Leveraging Technology for Lawn Care
Technology makes water conservation easier to manage at scale. Lawn service software such as EZ Lawn Biller helps businesses keep operations organized so service plans, schedules, and customer records stay aligned. When the business has clear routing, visit tracking, and reports, it is easier to follow through on water-conscious service decisions and keep each property on the right plan.
That same discipline carries over to the field. Mobile tools help crews stay on schedule and document what happened at each stop. If a property needs a watering adjustment or a different maintenance cadence, the information does not get lost between the truck and the office. Better records lead to better decisions, and better decisions reduce waste.

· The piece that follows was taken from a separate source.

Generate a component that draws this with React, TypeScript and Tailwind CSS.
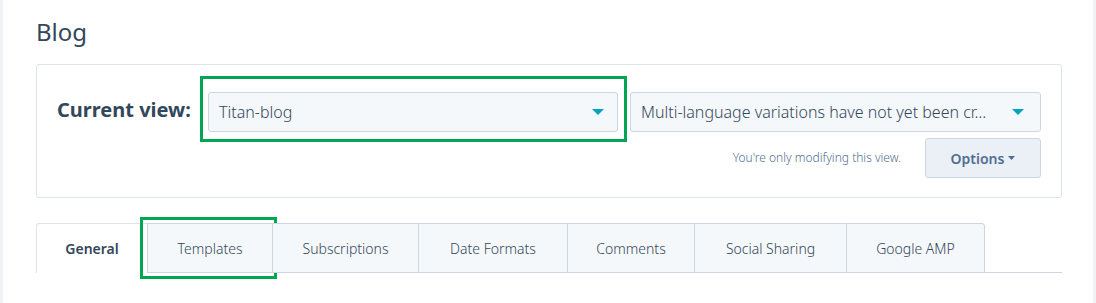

Homeowners can benefit from tech too. Reminders, schedule tracking, and connected maintenance tools make it easier to stay consistent without guessing. The real advantage is control. When the work is organized, water use becomes part of the management process instead of an afterthought.
Software also helps the business side stay healthy. Lawn service is built on recurring work, route efficiency, and dependable execution. When those pieces are organized, operators can absorb pressure from fuel, labor, and weather more effectively than disorganized competitors. Efficient water use fits that same pattern: less waste, cleaner service, stronger margins.
Reducing water waste in lawn maintenance is not a single fix. It is a set of habits that reinforce each other. Know the lawn’s needs, use smarter irrigation, maintain the turf properly, choose resilient grass where possible, and use software to keep the operation tight. That combination protects both the landscape and the business behind it.